Dinosaurs with long legs were not built for speed. Contrary to the idea that theropods like T. Rex had long limbs for speed, a new study has found that large dinosaurs evolved big legs to help them conserve energy for long walks. 

Study author Thomas Holtz is a principal lecturer in the Department of Geology at the University of Maryland

“The assumption tends to be that animals with adaptations for running, such as long legs, are adapted for a higher maximum speed, but this paper shows that there’s more to running than top speed,” said Holtz. 

“When you’re a bigger animal, those adaptations may also be for endurance and efficiency. It may be about being a marathoner rather than a sprinter.”

The researchers estimated the top speeds of more than 70 theropod species based on factors such as limb proportions, size ratio, body mass, and gait. 

While theropods like T. Rex weighed as much as nine tons, there were also tiny theropods that weighed less than a pound. 

Some of the biggest theropods dominated the animal kingdom for 180 million years, and bipedalism and running speed were believed to be major contributors to their success. The current study, however, suggests otherwise. 

The researchers determined that longer legs were associated with higher top speeds in small and medium-sized dinosaurs, but this was not the case among dinosaurs weighing over 2,200 pounds. These larger dinosaurs were not any faster than those with short legs, but they moved more efficiently.

The experts calculated how much energy each dinosaur expended while walking and found that large dinosaurs with longer legs needed less energy to move around. 

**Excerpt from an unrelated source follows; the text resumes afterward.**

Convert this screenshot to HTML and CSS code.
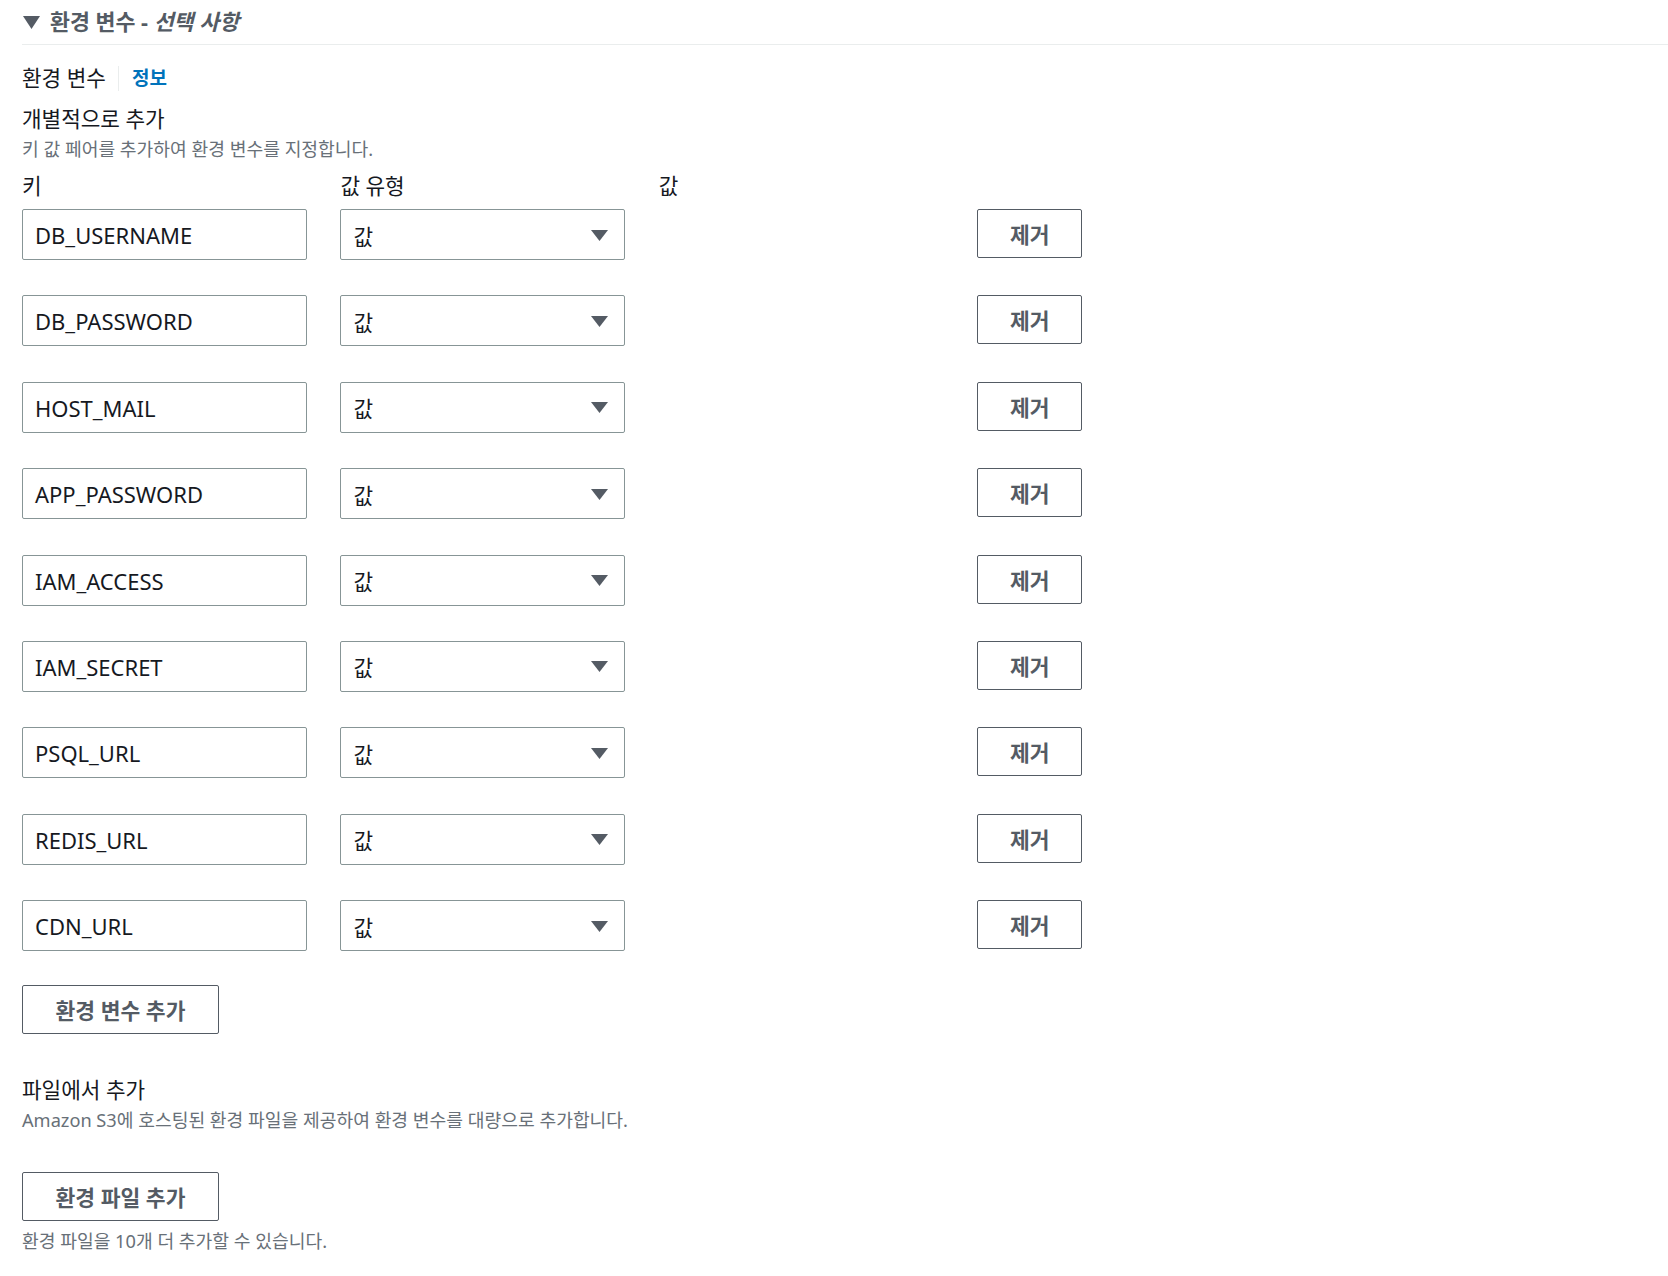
FILE: index.html
```html
<!DOCTYPE html>
<html lang="ko">
<head>
<meta charset="utf-8">
<link rel="stylesheet" href="styles.css">
</head>
<body>
<section class="section">
  <div class="section-header">
    <svg class="caret" width="17" height="13" viewBox="0 0 17 13"><polygon points="0,0 17,0 8.5,13" fill="#545b64"/></svg>
    <span class="section-title">환경 변수 - <em>선택 사항</em></span>
  </div>

  <div class="field-label">
    <span>환경 변수</span>
    <span class="sep"></span>
    <a class="info">정보</a>
  </div>

  <div class="group-title">개별적으로 추가</div>
  <div class="desc">키 값 페어를 추가하여 환경 변수를 지정합니다.</div>

  <div class="grid head">
    <div>키</div>
    <div>값 유형</div>
    <div>값</div>
    <div></div>
  </div>

  <div class="rows">
    <div class="grid row">
      <div class="input">DB_USERNAME</div>
      <div class="select"><span>값</span><svg class="arrow" width="17" height="11" viewBox="0 0 17 11"><polygon points="0,0 17,0 8.5,11" fill="#545b64"/></svg></div>
      <div></div>
      <button class="btn">제거</button>
    </div>
    <div class="grid row">
      <div class="input">DB_PASSWORD</div>
      <div class="select"><span>값</span><svg class="arrow" width="17" height="11" viewBox="0 0 17 11"><polygon points="0,0 17,0 8.5,11" fill="#545b64"/></svg></div>
      <div></div>
      <button class="btn">제거</button>
    </div>
    <div class="grid row">
      <div class="input">HOST_MAIL</div>
      <div class="select"><span>값</span><svg class="arrow" width="17" height="11" viewBox="0 0 17 11"><polygon points="0,0 17,0 8.5,11" fill="#545b64"/></svg></div>
      <div></div>
      <button class="btn">제거</button>
    </div>
    <div class="grid row">
      <div class="input">APP_PASSWORD</div>
      <div class="select"><span>값</span><svg class="arrow" width="17" height="11" viewBox="0 0 17 11"><polygon points="0,0 17,0 8.5,11" fill="#545b64"/></svg></div>
      <div></div>
      <button class="btn">제거</button>
    </div>
    <div class="grid row">
      <div class="input">IAM_ACCESS</div>
      <div class="select"><span>값</span><svg class="arrow" width="17" height="11" viewBox="0 0 17 11"><polygon points="0,0 17,0 8.5,11" fill="#545b64"/></svg></div>
      <div></div>
      <button class="btn">제거</button>
    </div>
    <div class="grid row">
      <div class="input">IAM_SECRET</div>
      <div class="select"><span>값</span><svg class="arrow" width="17" height="11" viewBox="0 0 17 11"><polygon points="0,0 17,0 8.5,11" fill="#545b64"/></svg></div>
      <div></div>
      <button class="btn">제거</button>
    </div>
    <div class="grid row">
      <div class="input">PSQL_URL</div>
      <div class="select"><span>값</span><svg class="arrow" width="17" height="11" viewBox="0 0 17 11"><polygon points="0,0 17,0 8.5,11" fill="#545b64"/></svg></div>
      <div></div>
      <button class="btn">제거</button>
    </div>
    <div class="grid row">
      <div class="input">REDIS_URL</div>
      <div class="select"><span>값</span><svg class="arrow" width="17" height="11" viewBox="0 0 17 11"><polygon points="0,0 17,0 8.5,11" fill="#545b64"/></svg></div>
      <div></div>
      <button class="btn">제거</button>
    </div>
    <div class="grid row">
      <div class="input">CDN_URL</div>
      <div class="select"><span>값</span><svg class="arrow" width="17" height="11" viewBox="0 0 17 11"><polygon points="0,0 17,0 8.5,11" fill="#545b64"/></svg></div>
      <div></div>
      <button class="btn">제거</button>
    </div>
  </div>

  <button class="btn btn-wide">환경 변수 추가</button>

  <div class="group-title file-title">파일에서 추가</div>
  <div class="desc">Amazon S3에 호스팅된 환경 파일을 제공하여 환경 변수를 대량으로 추가합니다.</div>

  <button class="btn btn-wide file-btn">환경 파일 추가</button>
  <div class="desc note">환경 파일을 10개 더 추가할 수 있습니다.</div>
</section>
</body>
</html>
```

FILE: styles.css
```css
html, body {
  margin: 0;
  padding: 0;
  background: #ffffff;
}

body {
  font-family: "Noto Sans", "Noto Sans CJK KR", sans-serif;
  color: #16191f;
}

.section {
  padding-left: 22px;
}

.section-header {
  display: flex;
  align-items: center;
  gap: 10px;
  padding: 8px 0 8px 1px;
  height: 28px;
  border-bottom: 1px solid #eaeded;
}

.caret {
  display: block;
}

.section-title {
  font-size: 21.7px;
  font-weight: 700;
  color: #545b64;
  line-height: 28px;
}

.section-title em {
  font-style: italic;
}

.field-label {
  display: flex;
  align-items: center;
  margin-top: 19px;
  height: 28px;
  font-size: 21.3px;
  line-height: 28px;
}

.sep {
  width: 1px;
  height: 25px;
  background: #eaeded;
  margin: 0 13px 0 12px;
}

.info {
  color: #0073bb;
  font-weight: 700;
  font-size: 19px;
}

.group-title {
  margin-top: 13px;
  font-size: 21.3px;
  line-height: 28px;
}

.desc {
  margin-top: 4px;
  font-size: 18.2px;
  line-height: 24px;
  color: #687078;
}

.grid {
  display: grid;
  grid-template-columns: 285px 285px 285px 105px;
  column-gap: 33.4px;
  align-items: start;
}

.head {
  margin-top: 11px;
  font-size: 21.3px;
  line-height: 28px;
}

.rows {
  margin-top: 9px;
  display: flex;
  flex-direction: column;
  gap: 35.4px;
}

.input,
.select {
  box-sizing: border-box;
  height: 51px;
  border: 1px solid #879596;
  border-radius: 2px;
  display: flex;
  align-items: center;
  padding: 1px 16px 0 12px;
  font-size: 22px;
  color: #16191f;
}

.select {
  justify-content: space-between;
  font-size: 21.3px;
}

.arrow {
  display: block;
}

.btn {
  box-sizing: border-box;
  height: 49px;
  border: 1px solid #545b64;
  border-radius: 2px;
  background: #ffffff;
  color: #545b64;
  font-family: "Noto Sans", "Noto Sans CJK KR", sans-serif;
  font-weight: 700;
  font-size: 21.5px;
  padding: 0;
}

.btn-wide {
  display: block;
  width: 197px;
  margin-top: 34px;
}

.file-title {
  margin-top: 42px;
}

.file-btn {
  margin-top: 40px;
}

.note {
  margin-top: 8px;
}
```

“That’s actually a very beneficial savings, because predators tend to spend a great deal of their time foraging, searching for prey,” said Holtz. 

“If you are burning less fuel during the foraging part of the day, that’s an energy savings that dinosaurs with shorter leg forms didn’t get.”

The findings highlight the limiting effect of large body size on running speed. The research may prompt a new investigation into what it means to be adapted for running.

The study is published in the journal PLOS ONE.